**What you need to do**
Transcribe the material in full, exactly as written.

◆ ◆ ◆

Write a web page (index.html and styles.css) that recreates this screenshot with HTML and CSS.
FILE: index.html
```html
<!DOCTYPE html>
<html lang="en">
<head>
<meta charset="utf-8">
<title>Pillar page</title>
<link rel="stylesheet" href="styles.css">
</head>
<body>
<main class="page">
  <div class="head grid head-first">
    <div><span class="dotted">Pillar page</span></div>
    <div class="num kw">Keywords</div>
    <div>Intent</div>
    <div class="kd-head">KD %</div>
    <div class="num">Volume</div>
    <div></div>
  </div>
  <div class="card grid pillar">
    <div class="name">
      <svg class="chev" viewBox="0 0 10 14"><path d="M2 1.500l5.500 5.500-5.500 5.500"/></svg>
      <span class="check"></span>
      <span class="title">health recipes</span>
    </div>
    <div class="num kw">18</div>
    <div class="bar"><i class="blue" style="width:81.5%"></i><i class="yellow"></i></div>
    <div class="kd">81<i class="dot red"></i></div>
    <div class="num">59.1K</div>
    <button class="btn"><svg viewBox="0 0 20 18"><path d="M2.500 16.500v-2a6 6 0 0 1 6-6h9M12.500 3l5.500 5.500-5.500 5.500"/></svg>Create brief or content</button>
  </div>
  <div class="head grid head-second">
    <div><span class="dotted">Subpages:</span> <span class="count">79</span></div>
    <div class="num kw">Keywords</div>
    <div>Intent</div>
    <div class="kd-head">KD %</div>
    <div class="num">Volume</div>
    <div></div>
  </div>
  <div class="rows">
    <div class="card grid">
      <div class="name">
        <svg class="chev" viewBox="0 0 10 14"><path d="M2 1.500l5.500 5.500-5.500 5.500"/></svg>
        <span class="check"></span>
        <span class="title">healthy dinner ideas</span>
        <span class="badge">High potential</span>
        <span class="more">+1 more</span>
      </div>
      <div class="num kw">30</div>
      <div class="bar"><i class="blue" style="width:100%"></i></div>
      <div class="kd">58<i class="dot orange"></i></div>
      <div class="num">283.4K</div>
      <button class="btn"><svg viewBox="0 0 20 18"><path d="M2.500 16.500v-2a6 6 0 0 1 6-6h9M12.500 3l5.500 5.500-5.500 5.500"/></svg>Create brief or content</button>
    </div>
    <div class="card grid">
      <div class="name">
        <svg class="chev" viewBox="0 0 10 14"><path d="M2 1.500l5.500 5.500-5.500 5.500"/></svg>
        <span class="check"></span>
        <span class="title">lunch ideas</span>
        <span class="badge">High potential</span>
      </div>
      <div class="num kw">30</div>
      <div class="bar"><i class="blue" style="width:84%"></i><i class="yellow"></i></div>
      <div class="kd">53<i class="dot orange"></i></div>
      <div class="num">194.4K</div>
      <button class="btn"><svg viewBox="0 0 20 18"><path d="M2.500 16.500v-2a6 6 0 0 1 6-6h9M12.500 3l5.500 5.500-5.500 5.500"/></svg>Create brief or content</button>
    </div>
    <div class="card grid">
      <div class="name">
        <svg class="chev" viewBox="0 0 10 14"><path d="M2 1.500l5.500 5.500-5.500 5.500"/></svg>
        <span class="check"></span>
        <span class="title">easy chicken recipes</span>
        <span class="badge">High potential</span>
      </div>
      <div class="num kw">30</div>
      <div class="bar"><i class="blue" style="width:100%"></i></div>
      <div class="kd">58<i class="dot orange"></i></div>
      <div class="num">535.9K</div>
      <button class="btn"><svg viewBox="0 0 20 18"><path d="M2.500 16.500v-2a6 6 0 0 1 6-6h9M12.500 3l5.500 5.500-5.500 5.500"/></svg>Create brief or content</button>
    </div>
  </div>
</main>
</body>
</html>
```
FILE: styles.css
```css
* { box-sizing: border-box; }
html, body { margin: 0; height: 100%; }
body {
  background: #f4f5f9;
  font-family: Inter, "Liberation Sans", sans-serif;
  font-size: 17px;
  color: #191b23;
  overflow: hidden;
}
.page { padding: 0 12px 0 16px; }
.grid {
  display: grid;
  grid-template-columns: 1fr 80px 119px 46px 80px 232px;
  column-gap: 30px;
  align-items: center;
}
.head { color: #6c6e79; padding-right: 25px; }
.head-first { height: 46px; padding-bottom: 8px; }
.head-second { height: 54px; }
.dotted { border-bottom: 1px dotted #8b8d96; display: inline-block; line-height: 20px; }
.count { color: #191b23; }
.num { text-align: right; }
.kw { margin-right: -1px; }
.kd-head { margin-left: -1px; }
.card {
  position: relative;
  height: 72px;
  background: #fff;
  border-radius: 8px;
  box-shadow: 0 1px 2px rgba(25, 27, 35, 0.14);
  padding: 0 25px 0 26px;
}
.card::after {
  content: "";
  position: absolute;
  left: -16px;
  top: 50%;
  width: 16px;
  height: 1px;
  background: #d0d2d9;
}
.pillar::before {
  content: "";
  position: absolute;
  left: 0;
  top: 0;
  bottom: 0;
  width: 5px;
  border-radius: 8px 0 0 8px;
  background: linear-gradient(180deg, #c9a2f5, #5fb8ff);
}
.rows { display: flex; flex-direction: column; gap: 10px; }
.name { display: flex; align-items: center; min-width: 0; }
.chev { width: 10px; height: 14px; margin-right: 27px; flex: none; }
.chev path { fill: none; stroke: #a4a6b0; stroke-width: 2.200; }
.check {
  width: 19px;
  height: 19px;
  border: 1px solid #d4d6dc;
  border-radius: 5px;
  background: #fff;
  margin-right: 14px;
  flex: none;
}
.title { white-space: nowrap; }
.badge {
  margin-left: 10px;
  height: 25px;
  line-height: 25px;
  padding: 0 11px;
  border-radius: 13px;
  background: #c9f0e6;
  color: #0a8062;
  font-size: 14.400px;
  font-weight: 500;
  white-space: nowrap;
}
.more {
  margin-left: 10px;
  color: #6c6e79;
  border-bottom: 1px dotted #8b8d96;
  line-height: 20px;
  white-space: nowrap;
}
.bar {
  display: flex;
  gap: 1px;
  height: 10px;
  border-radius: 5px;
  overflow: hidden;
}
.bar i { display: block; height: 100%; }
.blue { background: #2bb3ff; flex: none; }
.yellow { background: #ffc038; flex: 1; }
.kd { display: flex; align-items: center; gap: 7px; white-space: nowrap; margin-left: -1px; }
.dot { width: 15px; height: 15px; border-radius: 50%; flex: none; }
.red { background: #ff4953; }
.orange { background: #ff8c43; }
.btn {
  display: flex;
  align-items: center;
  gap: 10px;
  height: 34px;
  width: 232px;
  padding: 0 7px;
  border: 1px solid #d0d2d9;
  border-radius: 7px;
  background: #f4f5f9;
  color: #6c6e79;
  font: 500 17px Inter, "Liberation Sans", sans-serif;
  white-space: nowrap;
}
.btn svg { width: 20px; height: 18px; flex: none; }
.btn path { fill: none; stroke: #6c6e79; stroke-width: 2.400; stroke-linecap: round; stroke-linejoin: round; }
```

◆ ◆ ◆

**Full solution**
Write a web page (index.html and styles.css) that recreates this screenshot with HTML and CSS.
FILE: index.html
```html
<!DOCTYPE html>
<html lang="en">
<head>
<meta charset="utf-8">
<title>Pillar page</title>
<link rel="stylesheet" href="styles.css">
</head>
<body>
<main class="page">
  <div class="head grid head-first">
    <div><span class="dotted">Pillar page</span></div>
    <div class="num kw">Keywords</div>
    <div>Intent</div>
    <div class="kd-head">KD %</div>
    <div class="num">Volume</div>
    <div></div>
  </div>
  <div class="card grid pillar">
    <div class="name">
      <svg class="chev" viewBox="0 0 10 14"><path d="M2 1.500l5.500 5.500-5.500 5.500"/></svg>
      <span class="check"></span>
      <span class="title">health recipes</span>
    </div>
    <div class="num kw">18</div>
    <div class="bar"><i class="blue" style="width:81.5%"></i><i class="yellow"></i></div>
    <div class="kd">81<i class="dot red"></i></div>
    <div class="num">59.1K</div>
    <button class="btn"><svg viewBox="0 0 20 18"><path d="M2.500 16.500v-2a6 6 0 0 1 6-6h9M12.500 3l5.500 5.500-5.500 5.500"/></svg>Create brief or content</button>
  </div>
  <div class="head grid head-second">
    <div><span class="dotted">Subpages:</span> <span class="count">79</span></div>
    <div class="num kw">Keywords</div>
    <div>Intent</div>
    <div class="kd-head">KD %</div>
    <div class="num">Volume</div>
    <div></div>
  </div>
  <div class="rows">
    <div class="card grid">
      <div class="name">
        <svg class="chev" viewBox="0 0 10 14"><path d="M2 1.500l5.500 5.500-5.500 5.500"/></svg>
        <span class="check"></span>
        <span class="title">healthy dinner ideas</span>
        <span class="badge">High potential</span>
        <span class="more">+1 more</span>
      </div>
      <div class="num kw">30</div>
      <div class="bar"><i class="blue" style="width:100%"></i></div>
      <div class="kd">58<i class="dot orange"></i></div>
      <div class="num">283.4K</div>
      <button class="btn"><svg viewBox="0 0 20 18"><path d="M2.500 16.500v-2a6 6 0 0 1 6-6h9M12.500 3l5.500 5.500-5.500 5.500"/></svg>Create brief or content</button>
    </div>
    <div class="card grid">
      <div class="name">
        <svg class="chev" viewBox="0 0 10 14"><path d="M2 1.500l5.500 5.500-5.500 5.500"/></svg>
        <span class="check"></span>
        <span class="title">lunch ideas</span>
        <span class="badge">High potential</span>
      </div>
      <div class="num kw">30</div>
      <div class="bar"><i class="blue" style="width:84%"></i><i class="yellow"></i></div>
      <div class="kd">53<i class="dot orange"></i></div>
      <div class="num">194.4K</div>
      <button class="btn"><svg viewBox="0 0 20 18"><path d="M2.500 16.500v-2a6 6 0 0 1 6-6h9M12.500 3l5.500 5.500-5.500 5.500"/></svg>Create brief or content</button>
    </div>
    <div class="card grid">
      <div class="name">
        <svg class="chev" viewBox="0 0 10 14"><path d="M2 1.500l5.500 5.500-5.500 5.500"/></svg>
        <span class="check"></span>
        <span class="title">easy chicken recipes</span>
        <span class="badge">High potential</span>
      </div>
      <div class="num kw">30</div>
      <div class="bar"><i class="blue" style="width:100%"></i></div>
      <div class="kd">58<i class="dot orange"></i></div>
      <div class="num">535.9K</div>
      <button class="btn"><svg viewBox="0 0 20 18"><path d="M2.500 16.500v-2a6 6 0 0 1 6-6h9M12.500 3l5.500 5.500-5.500 5.500"/></svg>Create brief or content</button>
    </div>
  </div>
</main>
</body>
</html>
```
FILE: styles.css
```css
* { box-sizing: border-box; }
html, body { margin: 0; height: 100%; }
body {
  background: #f4f5f9;
  font-family: Inter, "Liberation Sans", sans-serif;
  font-size: 17px;
  color: #191b23;
  overflow: hidden;
}
.page { padding: 0 12px 0 16px; }
.grid {
  display: grid;
  grid-template-columns: 1fr 80px 119px 46px 80px 232px;
  column-gap: 30px;
  align-items: center;
}
.head { color: #6c6e79; padding-right: 25px; }
.head-first { height: 46px; padding-bottom: 8px; }
.head-second { height: 54px; }
.dotted { border-bottom: 1px dotted #8b8d96; display: inline-block; line-height: 20px; }
.count { color: #191b23; }
.num { text-align: right; }
.kw { margin-right: -1px; }
.kd-head { margin-left: -1px; }
.card {
  position: relative;
  height: 72px;
  background: #fff;
  border-radius: 8px;
  box-shadow: 0 1px 2px rgba(25, 27, 35, 0.14);
  padding: 0 25px 0 26px;
}
.card::after {
  content: "";
  position: absolute;
  left: -16px;
  top: 50%;
  width: 16px;
  height: 1px;
  background: #d0d2d9;
}
.pillar::before {
  content: "";
  position: absolute;
  left: 0;
  top: 0;
  bottom: 0;
  width: 5px;
  border-radius: 8px 0 0 8px;
  background: linear-gradient(180deg, #c9a2f5, #5fb8ff);
}
.rows { display: flex; flex-direction: column; gap: 10px; }
.name { display: flex; align-items: center; min-width: 0; }
.chev { width: 10px; height: 14px; margin-right: 27px; flex: none; }
.chev path { fill: none; stroke: #a4a6b0; stroke-width: 2.200; }
.check {
  width: 19px;
  height: 19px;
  border: 1px solid #d4d6dc;
  border-radius: 5px;
  background: #fff;
  margin-right: 14px;
  flex: none;
}
.title { white-space: nowrap; }
.badge {
  margin-left: 10px;
  height: 25px;
  line-height: 25px;
  padding: 0 11px;
  border-radius: 13px;
  background: #c9f0e6;
  color: #0a8062;
  font-size: 14.400px;
  font-weight: 500;
  white-space: nowrap;
}
.more {
  margin-left: 10px;
  color: #6c6e79;
  border-bottom: 1px dotted #8b8d96;
  line-height: 20px;
  white-space: nowrap;
}
.bar {
  display: flex;
  gap: 1px;
  height: 10px;
  border-radius: 5px;
  overflow: hidden;
}
.bar i { display: block; height: 100%; }
.blue { background: #2bb3ff; flex: none; }
.yellow { background: #ffc038; flex: 1; }
.kd { display: flex; align-items: center; gap: 7px; white-space: nowrap; margin-left: -1px; }
.dot { width: 15px; height: 15px; border-radius: 50%; flex: none; }
.red { background: #ff4953; }
.orange { background: #ff8c43; }
.btn {
  display: flex;
  align-items: center;
  gap: 10px;
  height: 34px;
  width: 232px;
  padding: 0 7px;
  border: 1px solid #d0d2d9;
  border-radius: 7px;
  background: #f4f5f9;
  color: #6c6e79;
  font: 500 17px Inter, "Liberation Sans", sans-serif;
  white-space: nowrap;
}
.btn svg { width: 20px; height: 18px; flex: none; }
.btn path { fill: none; stroke: #6c6e79; stroke-width: 2.400; stroke-linecap: round; stroke-linejoin: round; }
```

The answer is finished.